- [EXERCISE DIRECTIONS] Output the full listing word for word.

>> Start EXERCISE INPUT

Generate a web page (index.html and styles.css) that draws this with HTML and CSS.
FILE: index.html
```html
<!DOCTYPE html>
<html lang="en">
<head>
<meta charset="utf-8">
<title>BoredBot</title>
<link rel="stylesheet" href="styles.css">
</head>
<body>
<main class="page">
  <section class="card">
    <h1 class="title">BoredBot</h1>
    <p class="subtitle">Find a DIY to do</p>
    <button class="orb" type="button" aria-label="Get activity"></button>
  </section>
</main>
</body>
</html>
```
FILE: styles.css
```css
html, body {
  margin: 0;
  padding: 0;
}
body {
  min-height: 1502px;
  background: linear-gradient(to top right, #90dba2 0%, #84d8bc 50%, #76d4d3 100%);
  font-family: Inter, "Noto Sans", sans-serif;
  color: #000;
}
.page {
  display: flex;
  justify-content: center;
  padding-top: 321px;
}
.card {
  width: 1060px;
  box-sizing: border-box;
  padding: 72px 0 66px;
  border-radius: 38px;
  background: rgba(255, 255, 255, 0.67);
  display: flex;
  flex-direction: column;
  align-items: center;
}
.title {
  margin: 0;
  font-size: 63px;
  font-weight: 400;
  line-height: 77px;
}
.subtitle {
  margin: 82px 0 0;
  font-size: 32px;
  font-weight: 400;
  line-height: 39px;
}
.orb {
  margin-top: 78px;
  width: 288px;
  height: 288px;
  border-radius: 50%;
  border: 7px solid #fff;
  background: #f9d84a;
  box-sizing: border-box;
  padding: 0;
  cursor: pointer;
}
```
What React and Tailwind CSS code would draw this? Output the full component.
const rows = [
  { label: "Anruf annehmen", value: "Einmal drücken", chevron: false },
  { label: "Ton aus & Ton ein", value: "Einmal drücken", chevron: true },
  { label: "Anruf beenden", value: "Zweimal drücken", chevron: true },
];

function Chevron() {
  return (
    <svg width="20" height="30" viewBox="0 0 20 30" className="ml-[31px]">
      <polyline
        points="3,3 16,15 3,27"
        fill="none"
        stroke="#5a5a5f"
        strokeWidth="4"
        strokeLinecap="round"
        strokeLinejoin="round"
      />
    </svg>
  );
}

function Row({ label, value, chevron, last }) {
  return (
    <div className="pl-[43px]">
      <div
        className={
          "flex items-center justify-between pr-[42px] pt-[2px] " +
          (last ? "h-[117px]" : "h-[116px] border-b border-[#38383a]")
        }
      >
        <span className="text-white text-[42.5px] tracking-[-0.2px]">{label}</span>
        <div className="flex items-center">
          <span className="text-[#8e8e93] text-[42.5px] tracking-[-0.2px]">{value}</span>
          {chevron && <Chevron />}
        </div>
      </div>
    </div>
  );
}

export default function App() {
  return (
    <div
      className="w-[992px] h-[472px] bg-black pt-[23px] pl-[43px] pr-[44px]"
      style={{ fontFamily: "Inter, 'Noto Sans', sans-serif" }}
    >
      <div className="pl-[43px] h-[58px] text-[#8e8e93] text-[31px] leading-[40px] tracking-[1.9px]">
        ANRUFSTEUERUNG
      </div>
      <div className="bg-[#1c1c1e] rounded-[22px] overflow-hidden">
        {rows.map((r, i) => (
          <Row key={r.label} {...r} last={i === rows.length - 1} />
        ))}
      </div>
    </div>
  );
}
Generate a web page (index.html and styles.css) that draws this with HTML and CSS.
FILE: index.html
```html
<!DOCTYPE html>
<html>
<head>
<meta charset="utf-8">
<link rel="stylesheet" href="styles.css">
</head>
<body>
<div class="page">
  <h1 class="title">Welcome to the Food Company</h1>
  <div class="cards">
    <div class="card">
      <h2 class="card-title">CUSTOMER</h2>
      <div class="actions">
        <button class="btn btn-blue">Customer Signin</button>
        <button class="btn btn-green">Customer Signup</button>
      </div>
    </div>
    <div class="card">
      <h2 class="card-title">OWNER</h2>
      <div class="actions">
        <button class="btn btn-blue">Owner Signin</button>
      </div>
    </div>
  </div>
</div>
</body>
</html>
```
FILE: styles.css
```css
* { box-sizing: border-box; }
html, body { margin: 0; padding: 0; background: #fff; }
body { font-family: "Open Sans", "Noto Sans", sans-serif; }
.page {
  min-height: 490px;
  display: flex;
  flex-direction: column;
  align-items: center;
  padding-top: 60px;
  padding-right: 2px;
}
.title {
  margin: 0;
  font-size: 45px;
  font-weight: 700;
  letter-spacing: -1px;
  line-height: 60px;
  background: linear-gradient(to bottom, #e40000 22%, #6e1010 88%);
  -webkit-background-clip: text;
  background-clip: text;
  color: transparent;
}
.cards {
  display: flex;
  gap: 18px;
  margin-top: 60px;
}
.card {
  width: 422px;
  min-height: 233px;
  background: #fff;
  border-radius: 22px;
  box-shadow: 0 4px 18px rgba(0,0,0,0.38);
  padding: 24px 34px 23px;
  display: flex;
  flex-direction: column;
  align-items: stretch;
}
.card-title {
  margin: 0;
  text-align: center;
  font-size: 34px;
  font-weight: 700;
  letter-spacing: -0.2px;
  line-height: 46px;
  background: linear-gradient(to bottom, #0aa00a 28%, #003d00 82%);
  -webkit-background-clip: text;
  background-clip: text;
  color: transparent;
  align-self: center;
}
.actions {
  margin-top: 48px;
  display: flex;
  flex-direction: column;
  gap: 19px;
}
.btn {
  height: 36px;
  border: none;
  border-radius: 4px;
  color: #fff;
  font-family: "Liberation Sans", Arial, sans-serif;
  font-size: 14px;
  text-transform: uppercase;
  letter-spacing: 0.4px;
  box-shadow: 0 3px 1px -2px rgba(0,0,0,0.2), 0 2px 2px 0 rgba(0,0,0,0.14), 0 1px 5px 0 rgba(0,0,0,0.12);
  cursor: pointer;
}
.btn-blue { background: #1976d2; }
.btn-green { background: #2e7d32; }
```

>> End EXERCISE INPUT

- [RESPONSE FOR THIS EXERCISE]
Generate a web page (index.html and styles.css) that draws this with HTML and CSS.
FILE: index.html
```html
<!DOCTYPE html>
<html lang="en">
<head>
<meta charset="utf-8">
<title>BoredBot</title>
<link rel="stylesheet" href="styles.css">
</head>
<body>
<main class="page">
  <section class="card">
    <h1 class="title">BoredBot</h1>
    <p class="subtitle">Find a DIY to do</p>
    <button class="orb" type="button" aria-label="Get activity"></button>
  </section>
</main>
</body>
</html>
```
FILE: styles.css
```css
html, body {
  margin: 0;
  padding: 0;
}
body {
  min-height: 1502px;
  background: linear-gradient(to top right, #90dba2 0%, #84d8bc 50%, #76d4d3 100%);
  font-family: Inter, "Noto Sans", sans-serif;
  color: #000;
}
.page {
  display: flex;
  justify-content: center;
  padding-top: 321px;
}
.card {
  width: 1060px;
  box-sizing: border-box;
  padding: 72px 0 66px;
  border-radius: 38px;
  background: rgba(255, 255, 255, 0.67);
  display: flex;
  flex-direction: column;
  align-items: center;
}
.title {
  margin: 0;
  font-size: 63px;
  font-weight: 400;
  line-height: 77px;
}
.subtitle {
  margin: 82px 0 0;
  font-size: 32px;
  font-weight: 400;
  line-height: 39px;
}
.orb {
  margin-top: 78px;
  width: 288px;
  height: 288px;
  border-radius: 50%;
  border: 7px solid #fff;
  background: #f9d84a;
  box-sizing: border-box;
  padding: 0;
  cursor: pointer;
}
```
What React and Tailwind CSS code would draw this? Output the full component.
const rows = [
  { label: "Anruf annehmen", value: "Einmal drücken", chevron: false },
  { label: "Ton aus & Ton ein", value: "Einmal drücken", chevron: true },
  { label: "Anruf beenden", value: "Zweimal drücken", chevron: true },
];

function Chevron() {
  return (
    <svg width="20" height="30" viewBox="0 0 20 30" className="ml-[31px]">
      <polyline
        points="3,3 16,15 3,27"
        fill="none"
        stroke="#5a5a5f"
        strokeWidth="4"
        strokeLinecap="round"
        strokeLinejoin="round"
      />
    </svg>
  );
}

function Row({ label, value, chevron, last }) {
  return (
    <div className="pl-[43px]">
      <div
        className={
          "flex items-center justify-between pr-[42px] pt-[2px] " +
          (last ? "h-[117px]" : "h-[116px] border-b border-[#38383a]")
        }
      >
        <span className="text-white text-[42.5px] tracking-[-0.2px]">{label}</span>
        <div className="flex items-center">
          <span className="text-[#8e8e93] text-[42.5px] tracking-[-0.2px]">{value}</span>
          {chevron && <Chevron />}
        </div>
      </div>
    </div>
  );
}

export default function App() {
  return (
    <div
      className="w-[992px] h-[472px] bg-black pt-[23px] pl-[43px] pr-[44px]"
      style={{ fontFamily: "Inter, 'Noto Sans', sans-serif" }}
    >
      <div className="pl-[43px] h-[58px] text-[#8e8e93] text-[31px] leading-[40px] tracking-[1.9px]">
        ANRUFSTEUERUNG
      </div>
      <div className="bg-[#1c1c1e] rounded-[22px] overflow-hidden">
        {rows.map((r, i) => (
          <Row key={r.label} {...r} last={i === rows.length - 1} />
        ))}
      </div>
    </div>
  );
}
Generate a web page (index.html and styles.css) that draws this with HTML and CSS.
FILE: index.html
```html
<!DOCTYPE html>
<html>
<head>
<meta charset="utf-8">
<link rel="stylesheet" href="styles.css">
</head>
<body>
<div class="page">
  <h1 class="title">Welcome to the Food Company</h1>
  <div class="cards">
    <div class="card">
      <h2 class="card-title">CUSTOMER</h2>
      <div class="actions">
        <button class="btn btn-blue">Customer Signin</button>
        <button class="btn btn-green">Customer Signup</button>
      </div>
    </div>
    <div class="card">
      <h2 class="card-title">OWNER</h2>
      <div class="actions">
        <button class="btn btn-blue">Owner Signin</button>
      </div>
    </div>
  </div>
</div>
</body>
</html>
```
FILE: styles.css
```css
* { box-sizing: border-box; }
html, body { margin: 0; padding: 0; background: #fff; }
body { font-family: "Open Sans", "Noto Sans", sans-serif; }
.page {
  min-height: 490px;
  display: flex;
  flex-direction: column;
  align-items: center;
  padding-top: 60px;
  padding-right: 2px;
}
.title {
  margin: 0;
  font-size: 45px;
  font-weight: 700;
  letter-spacing: -1px;
  line-height: 60px;
  background: linear-gradient(to bottom, #e40000 22%, #6e1010 88%);
  -webkit-background-clip: text;
  background-clip: text;
  color: transparent;
}
.cards {
  display: flex;
  gap: 18px;
  margin-top: 60px;
}
.card {
  width: 422px;
  min-height: 233px;
  background: #fff;
  border-radius: 22px;
  box-shadow: 0 4px 18px rgba(0,0,0,0.38);
  padding: 24px 34px 23px;
  display: flex;
  flex-direction: column;
  align-items: stretch;
}
.card-title {
  margin: 0;
  text-align: center;
  font-size: 34px;
  font-weight: 700;
  letter-spacing: -0.2px;
  line-height: 46px;
  background: linear-gradient(to bottom, #0aa00a 28%, #003d00 82%);
  -webkit-background-clip: text;
  background-clip: text;
  color: transparent;
  align-self: center;
}
.actions {
  margin-top: 48px;
  display: flex;
  flex-direction: column;
  gap: 19px;
}
.btn {
  height: 36px;
  border: none;
  border-radius: 4px;
  color: #fff;
  font-family: "Liberation Sans", Arial, sans-serif;
  font-size: 14px;
  text-transform: uppercase;
  letter-spacing: 0.4px;
  box-shadow: 0 3px 1px -2px rgba(0,0,0,0.2), 0 2px 2px 0 rgba(0,0,0,0.14), 0 1px 5px 0 rgba(0,0,0,0.12);
  cursor: pointer;
}
.btn-blue { background: #1976d2; }
.btn-green { background: #2e7d32; }
```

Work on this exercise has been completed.